* [AIM OF THE TASK]: Scan the records for the string "page"; copy each line where it occurs.
##### EXERCISE DATA
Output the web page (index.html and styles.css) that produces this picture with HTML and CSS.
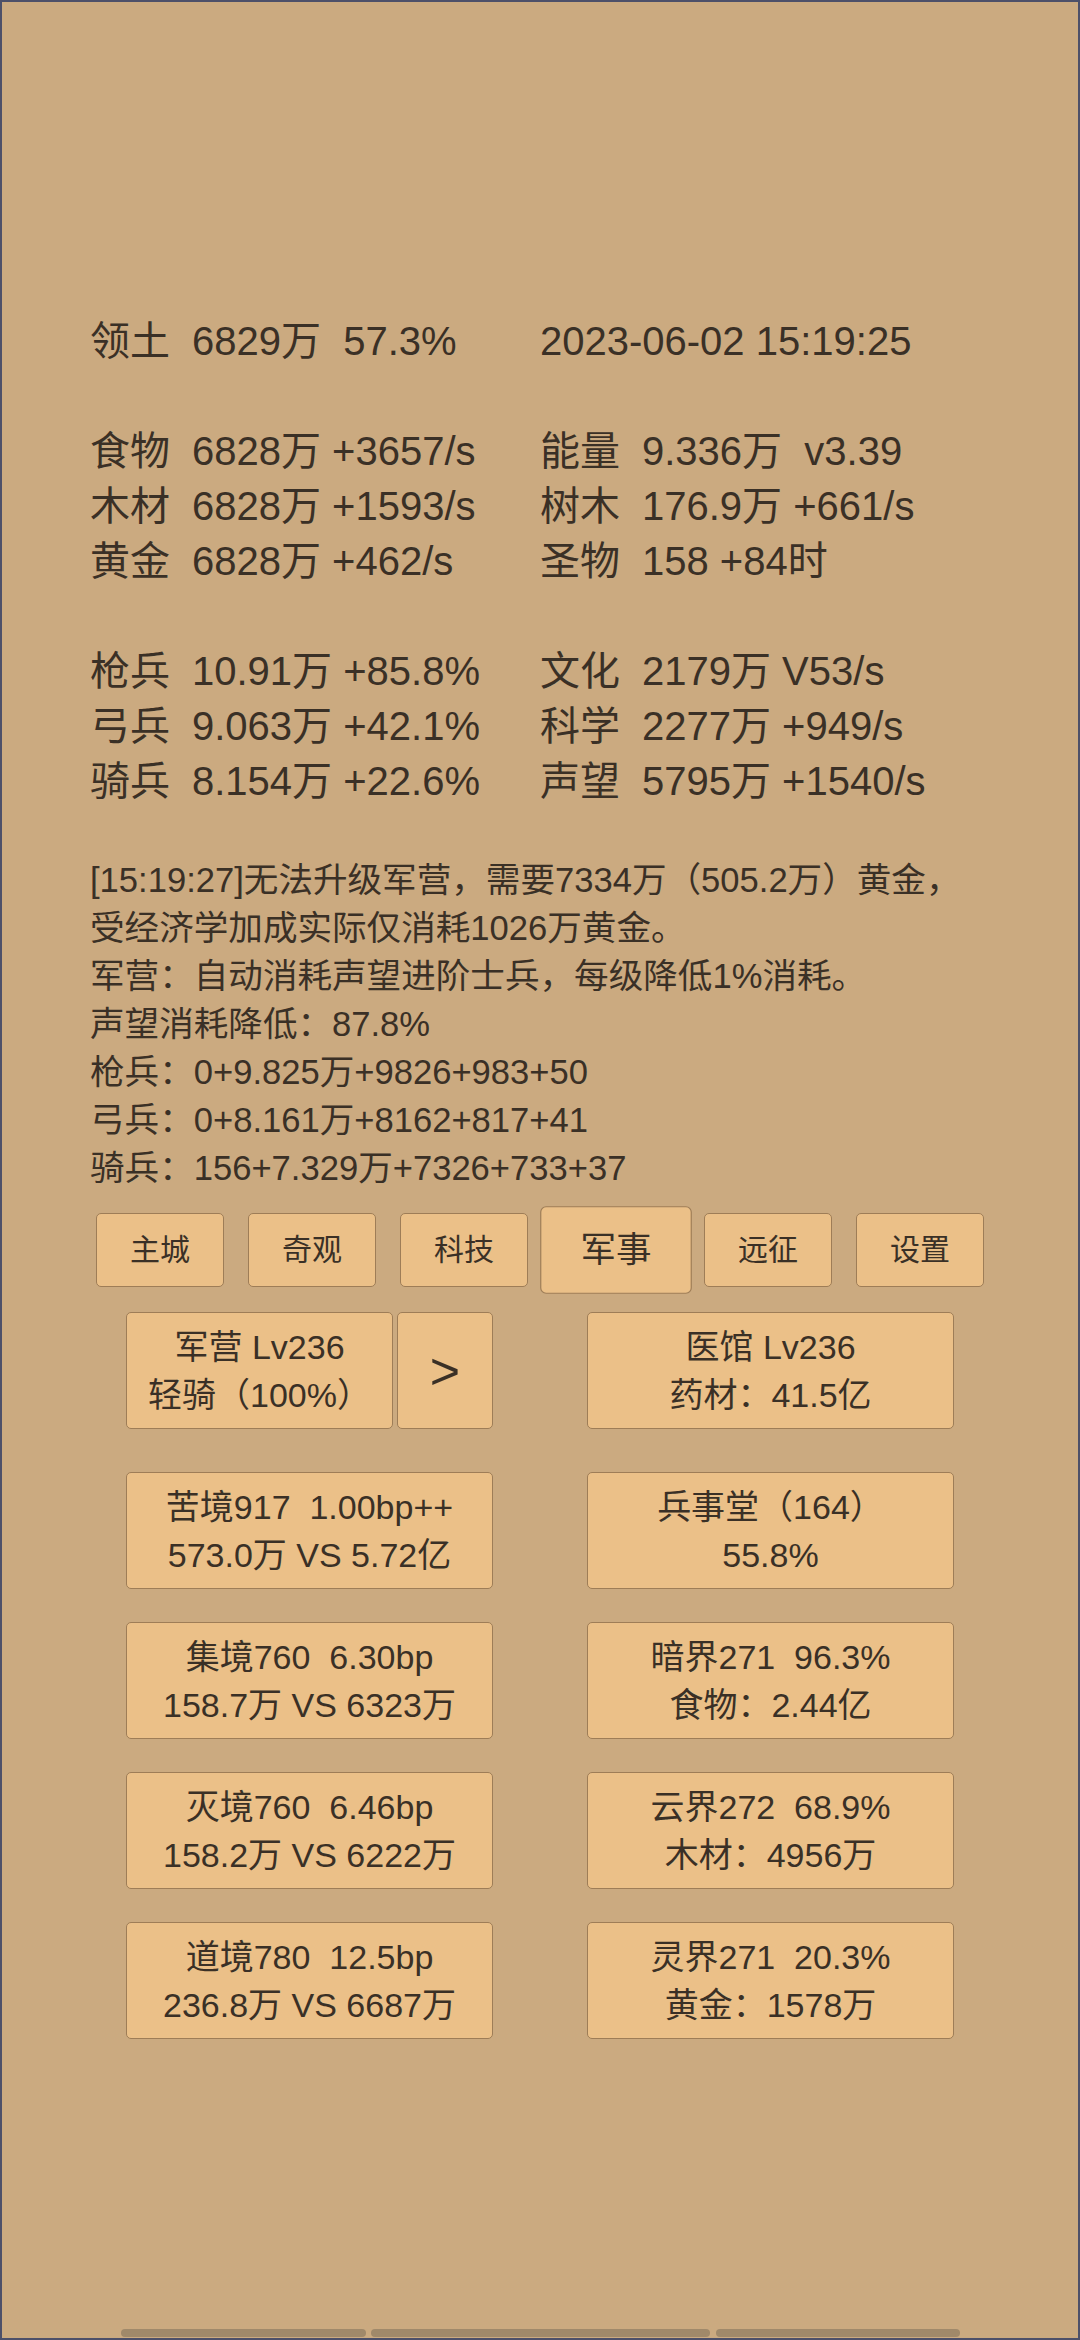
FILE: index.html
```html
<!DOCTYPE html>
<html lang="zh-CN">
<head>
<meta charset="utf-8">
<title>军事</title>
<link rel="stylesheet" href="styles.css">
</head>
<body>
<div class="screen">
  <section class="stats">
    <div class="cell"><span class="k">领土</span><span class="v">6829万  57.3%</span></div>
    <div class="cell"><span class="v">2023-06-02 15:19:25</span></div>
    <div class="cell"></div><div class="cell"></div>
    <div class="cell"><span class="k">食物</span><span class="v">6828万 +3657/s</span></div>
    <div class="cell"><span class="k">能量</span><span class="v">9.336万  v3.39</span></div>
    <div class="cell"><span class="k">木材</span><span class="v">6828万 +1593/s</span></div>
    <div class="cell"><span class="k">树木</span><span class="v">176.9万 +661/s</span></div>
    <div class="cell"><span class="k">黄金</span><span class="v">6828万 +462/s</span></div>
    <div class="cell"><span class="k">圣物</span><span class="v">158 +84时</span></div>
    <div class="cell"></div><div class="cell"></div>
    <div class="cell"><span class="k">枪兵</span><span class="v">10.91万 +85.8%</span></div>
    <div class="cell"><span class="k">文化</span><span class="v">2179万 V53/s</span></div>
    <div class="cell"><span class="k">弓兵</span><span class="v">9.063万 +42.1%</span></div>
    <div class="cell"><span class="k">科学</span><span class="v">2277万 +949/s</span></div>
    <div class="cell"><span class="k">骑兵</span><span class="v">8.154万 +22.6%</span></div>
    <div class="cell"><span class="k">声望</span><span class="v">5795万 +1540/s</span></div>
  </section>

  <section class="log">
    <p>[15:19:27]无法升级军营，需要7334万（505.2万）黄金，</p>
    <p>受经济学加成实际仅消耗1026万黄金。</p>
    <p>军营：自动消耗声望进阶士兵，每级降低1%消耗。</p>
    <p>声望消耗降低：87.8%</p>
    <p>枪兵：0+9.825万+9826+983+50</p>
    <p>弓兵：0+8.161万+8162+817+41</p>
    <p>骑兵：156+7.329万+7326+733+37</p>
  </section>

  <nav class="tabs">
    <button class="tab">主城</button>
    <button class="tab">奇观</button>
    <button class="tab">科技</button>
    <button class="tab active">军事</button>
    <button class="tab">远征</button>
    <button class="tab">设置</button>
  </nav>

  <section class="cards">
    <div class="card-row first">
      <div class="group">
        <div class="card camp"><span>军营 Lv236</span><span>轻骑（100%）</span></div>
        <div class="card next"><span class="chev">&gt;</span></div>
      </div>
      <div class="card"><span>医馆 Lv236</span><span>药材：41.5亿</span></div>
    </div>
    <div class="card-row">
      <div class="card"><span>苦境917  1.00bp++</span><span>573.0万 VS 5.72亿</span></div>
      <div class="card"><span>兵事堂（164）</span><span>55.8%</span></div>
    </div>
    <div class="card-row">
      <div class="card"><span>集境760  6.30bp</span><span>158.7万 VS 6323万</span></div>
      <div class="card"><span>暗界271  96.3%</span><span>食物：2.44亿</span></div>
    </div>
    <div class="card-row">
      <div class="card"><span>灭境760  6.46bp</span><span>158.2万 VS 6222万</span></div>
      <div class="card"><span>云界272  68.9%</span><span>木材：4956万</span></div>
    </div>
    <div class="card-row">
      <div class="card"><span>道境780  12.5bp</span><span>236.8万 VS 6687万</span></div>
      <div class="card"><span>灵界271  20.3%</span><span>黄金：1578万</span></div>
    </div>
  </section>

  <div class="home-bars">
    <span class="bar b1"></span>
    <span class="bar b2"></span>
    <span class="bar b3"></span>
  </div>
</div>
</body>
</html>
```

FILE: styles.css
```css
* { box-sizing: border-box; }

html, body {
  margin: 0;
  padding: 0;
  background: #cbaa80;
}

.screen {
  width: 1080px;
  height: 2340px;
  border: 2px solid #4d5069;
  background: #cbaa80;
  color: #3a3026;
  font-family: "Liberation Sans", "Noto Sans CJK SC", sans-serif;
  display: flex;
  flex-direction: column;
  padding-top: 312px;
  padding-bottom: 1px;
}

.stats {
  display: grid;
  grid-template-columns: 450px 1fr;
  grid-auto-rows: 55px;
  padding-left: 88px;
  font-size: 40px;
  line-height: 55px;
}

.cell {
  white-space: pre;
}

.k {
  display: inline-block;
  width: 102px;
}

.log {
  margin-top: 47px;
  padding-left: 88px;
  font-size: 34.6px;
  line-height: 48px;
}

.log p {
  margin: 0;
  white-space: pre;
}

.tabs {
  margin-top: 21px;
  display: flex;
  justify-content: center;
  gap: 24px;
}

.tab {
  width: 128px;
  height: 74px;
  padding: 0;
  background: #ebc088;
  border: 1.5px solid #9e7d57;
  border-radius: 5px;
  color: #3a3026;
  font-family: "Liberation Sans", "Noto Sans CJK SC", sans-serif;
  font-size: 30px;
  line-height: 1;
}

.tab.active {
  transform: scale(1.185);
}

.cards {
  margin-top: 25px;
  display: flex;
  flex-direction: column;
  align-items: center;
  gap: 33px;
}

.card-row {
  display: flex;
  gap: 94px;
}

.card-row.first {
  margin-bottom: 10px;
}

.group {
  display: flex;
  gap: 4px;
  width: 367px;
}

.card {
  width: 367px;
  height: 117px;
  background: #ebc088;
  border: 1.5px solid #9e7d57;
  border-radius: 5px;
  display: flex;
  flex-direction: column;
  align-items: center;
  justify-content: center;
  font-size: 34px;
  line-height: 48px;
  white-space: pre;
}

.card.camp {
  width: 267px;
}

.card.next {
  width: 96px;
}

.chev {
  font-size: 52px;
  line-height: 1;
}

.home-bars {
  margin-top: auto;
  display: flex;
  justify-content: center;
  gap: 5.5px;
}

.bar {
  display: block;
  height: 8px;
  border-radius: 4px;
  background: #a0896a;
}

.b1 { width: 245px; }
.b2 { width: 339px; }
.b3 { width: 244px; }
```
##########
##### EXERCISE DATA
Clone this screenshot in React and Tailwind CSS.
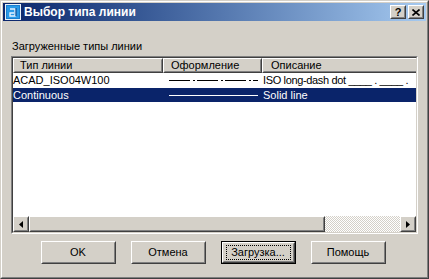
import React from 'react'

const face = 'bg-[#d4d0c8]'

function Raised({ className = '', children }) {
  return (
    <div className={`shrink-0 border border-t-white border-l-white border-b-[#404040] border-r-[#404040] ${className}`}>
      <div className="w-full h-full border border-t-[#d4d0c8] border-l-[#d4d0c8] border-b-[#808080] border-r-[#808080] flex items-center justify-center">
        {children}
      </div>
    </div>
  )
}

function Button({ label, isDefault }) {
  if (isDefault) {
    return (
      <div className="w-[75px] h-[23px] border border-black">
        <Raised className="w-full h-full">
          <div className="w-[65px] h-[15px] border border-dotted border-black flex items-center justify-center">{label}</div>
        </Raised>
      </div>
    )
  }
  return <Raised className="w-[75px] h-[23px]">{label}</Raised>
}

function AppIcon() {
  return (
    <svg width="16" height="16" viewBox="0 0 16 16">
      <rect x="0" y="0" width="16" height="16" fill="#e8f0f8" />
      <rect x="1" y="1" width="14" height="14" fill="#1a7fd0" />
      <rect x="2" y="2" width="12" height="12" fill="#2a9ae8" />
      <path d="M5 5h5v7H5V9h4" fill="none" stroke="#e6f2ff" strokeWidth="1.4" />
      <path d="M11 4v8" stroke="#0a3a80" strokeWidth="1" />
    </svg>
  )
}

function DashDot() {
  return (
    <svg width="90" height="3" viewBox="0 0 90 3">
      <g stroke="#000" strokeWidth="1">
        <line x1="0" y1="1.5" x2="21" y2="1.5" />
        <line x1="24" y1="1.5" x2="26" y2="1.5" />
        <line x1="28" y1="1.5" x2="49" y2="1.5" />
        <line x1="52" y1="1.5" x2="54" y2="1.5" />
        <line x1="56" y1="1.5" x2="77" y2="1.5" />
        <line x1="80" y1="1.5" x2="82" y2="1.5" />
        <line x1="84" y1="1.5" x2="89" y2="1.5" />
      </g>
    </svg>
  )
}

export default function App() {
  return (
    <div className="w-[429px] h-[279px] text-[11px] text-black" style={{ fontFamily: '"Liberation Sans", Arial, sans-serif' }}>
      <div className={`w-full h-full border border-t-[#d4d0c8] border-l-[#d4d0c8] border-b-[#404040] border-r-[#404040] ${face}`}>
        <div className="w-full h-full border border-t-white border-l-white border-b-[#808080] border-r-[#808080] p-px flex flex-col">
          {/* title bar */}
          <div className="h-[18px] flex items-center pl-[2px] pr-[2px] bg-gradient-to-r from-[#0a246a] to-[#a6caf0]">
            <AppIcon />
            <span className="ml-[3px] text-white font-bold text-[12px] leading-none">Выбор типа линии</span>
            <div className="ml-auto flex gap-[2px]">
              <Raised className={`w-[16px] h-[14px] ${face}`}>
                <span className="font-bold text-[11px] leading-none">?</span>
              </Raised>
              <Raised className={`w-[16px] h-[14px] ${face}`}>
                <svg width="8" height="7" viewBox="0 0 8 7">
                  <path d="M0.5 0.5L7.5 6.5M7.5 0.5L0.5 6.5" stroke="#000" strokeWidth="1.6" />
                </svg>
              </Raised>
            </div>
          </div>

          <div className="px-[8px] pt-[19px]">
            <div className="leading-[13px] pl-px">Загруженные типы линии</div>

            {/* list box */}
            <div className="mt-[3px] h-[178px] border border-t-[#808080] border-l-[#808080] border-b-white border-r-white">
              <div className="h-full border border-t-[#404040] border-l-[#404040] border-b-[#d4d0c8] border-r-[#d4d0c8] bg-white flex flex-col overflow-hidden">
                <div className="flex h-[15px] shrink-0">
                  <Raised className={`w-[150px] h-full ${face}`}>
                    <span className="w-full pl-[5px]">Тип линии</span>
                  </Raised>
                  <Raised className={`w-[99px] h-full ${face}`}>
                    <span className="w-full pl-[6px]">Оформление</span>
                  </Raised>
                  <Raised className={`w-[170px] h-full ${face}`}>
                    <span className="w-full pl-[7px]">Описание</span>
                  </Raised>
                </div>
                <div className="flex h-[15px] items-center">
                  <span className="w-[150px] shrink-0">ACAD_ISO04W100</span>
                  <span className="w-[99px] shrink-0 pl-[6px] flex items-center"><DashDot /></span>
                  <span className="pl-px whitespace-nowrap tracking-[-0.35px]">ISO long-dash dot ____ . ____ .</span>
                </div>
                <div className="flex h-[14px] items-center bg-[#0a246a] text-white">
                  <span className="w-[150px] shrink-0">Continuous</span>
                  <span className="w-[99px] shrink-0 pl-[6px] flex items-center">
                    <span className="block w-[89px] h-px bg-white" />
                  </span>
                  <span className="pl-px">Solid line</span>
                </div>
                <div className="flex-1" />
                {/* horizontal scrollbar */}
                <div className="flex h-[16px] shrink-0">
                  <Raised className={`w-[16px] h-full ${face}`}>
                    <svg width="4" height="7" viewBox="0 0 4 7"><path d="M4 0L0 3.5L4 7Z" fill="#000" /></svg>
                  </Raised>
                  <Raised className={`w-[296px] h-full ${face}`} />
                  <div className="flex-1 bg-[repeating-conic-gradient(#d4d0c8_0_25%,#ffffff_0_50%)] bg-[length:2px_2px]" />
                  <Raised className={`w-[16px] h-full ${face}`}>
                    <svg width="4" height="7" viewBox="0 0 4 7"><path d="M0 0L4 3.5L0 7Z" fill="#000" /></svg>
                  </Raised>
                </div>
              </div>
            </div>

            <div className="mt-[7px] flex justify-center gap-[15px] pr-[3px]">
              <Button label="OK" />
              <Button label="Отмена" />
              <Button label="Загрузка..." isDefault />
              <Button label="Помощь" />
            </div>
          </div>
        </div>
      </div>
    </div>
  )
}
##########
##### EXERCISE DATA
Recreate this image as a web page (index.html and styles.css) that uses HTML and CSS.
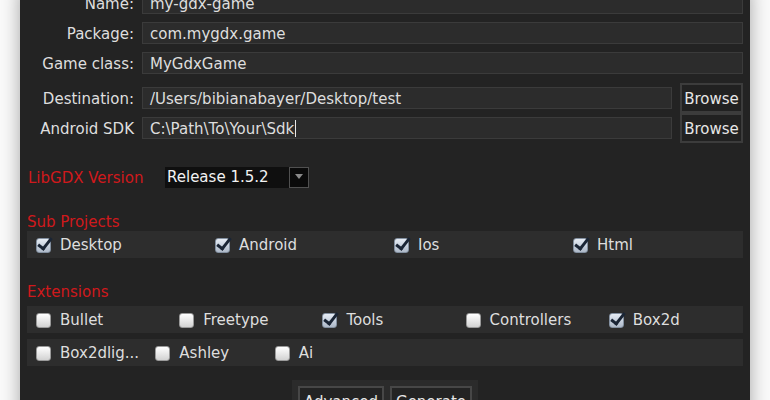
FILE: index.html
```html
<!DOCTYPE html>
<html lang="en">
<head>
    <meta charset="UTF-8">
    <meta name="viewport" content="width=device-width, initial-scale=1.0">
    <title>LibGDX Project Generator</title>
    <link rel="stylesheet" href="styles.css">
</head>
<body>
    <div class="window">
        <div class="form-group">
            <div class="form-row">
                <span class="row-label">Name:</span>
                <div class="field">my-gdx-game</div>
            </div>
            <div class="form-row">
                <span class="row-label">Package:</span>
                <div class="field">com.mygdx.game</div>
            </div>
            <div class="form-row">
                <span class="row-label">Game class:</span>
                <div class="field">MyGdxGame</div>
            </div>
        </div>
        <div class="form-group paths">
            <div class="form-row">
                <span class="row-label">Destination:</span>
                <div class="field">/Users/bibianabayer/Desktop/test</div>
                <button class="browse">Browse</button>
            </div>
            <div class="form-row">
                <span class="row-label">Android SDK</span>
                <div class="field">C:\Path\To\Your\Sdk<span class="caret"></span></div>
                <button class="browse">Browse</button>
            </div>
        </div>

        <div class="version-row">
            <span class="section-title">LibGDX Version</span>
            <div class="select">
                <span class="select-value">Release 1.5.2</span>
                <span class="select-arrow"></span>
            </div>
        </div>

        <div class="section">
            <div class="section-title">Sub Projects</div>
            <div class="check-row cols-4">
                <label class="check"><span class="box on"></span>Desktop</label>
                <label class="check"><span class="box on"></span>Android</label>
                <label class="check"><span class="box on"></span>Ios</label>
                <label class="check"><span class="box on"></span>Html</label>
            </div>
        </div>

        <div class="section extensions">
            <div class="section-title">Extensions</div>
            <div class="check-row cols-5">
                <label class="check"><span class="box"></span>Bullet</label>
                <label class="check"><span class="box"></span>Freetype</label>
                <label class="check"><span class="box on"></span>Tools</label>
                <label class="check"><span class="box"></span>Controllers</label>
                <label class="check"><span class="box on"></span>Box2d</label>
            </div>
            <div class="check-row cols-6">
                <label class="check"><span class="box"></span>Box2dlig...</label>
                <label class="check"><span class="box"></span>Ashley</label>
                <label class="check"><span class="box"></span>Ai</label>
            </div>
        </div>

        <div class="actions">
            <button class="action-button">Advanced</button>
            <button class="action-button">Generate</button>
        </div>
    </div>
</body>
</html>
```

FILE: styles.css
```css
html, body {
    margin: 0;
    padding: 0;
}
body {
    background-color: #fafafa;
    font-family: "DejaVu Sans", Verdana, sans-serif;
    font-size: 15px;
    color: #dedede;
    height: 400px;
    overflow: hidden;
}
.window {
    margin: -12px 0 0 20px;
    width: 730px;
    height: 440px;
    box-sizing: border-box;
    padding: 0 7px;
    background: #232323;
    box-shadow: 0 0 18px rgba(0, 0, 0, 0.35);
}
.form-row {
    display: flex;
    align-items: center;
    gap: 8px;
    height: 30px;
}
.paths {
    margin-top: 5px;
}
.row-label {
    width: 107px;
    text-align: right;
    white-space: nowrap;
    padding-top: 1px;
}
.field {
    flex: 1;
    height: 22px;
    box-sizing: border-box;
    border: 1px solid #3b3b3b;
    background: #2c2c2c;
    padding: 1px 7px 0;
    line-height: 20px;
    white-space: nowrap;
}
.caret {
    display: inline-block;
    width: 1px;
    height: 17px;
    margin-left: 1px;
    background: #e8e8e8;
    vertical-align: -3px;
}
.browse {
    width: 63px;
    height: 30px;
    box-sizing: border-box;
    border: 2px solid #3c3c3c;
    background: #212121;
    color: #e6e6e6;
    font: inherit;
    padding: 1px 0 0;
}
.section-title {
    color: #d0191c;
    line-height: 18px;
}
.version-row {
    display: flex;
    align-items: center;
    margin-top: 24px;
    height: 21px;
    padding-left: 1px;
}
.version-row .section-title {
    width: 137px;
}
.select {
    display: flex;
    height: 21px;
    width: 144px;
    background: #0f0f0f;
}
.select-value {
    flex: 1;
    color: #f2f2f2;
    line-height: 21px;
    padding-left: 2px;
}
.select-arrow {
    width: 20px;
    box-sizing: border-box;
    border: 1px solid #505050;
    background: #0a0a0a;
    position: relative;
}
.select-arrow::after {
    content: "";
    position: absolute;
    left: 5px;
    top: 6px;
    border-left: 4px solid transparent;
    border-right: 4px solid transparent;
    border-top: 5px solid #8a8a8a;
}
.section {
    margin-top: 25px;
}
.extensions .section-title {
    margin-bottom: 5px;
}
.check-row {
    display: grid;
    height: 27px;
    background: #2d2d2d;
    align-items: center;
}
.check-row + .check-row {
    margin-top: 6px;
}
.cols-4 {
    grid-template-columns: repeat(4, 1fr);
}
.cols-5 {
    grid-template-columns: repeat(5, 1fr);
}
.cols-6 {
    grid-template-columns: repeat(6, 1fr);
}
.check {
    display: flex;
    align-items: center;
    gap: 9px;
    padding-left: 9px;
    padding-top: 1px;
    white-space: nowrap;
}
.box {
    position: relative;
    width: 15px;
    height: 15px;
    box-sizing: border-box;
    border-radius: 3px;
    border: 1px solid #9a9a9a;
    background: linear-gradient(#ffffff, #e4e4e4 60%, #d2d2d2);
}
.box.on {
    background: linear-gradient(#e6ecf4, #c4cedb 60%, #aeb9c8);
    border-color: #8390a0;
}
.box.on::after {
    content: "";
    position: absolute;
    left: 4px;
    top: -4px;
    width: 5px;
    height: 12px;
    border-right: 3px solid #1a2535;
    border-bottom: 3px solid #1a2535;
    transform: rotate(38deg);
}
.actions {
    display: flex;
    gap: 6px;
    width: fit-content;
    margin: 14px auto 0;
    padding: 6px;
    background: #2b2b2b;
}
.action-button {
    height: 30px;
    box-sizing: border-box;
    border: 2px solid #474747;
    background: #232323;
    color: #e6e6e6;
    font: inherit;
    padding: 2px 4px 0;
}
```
##########
* [THE COMPLETED TASK]:
Output the web page (index.html and styles.css) that produces this picture with HTML and CSS.
Recreate this image as a web page (index.html and styles.css) that uses HTML and CSS.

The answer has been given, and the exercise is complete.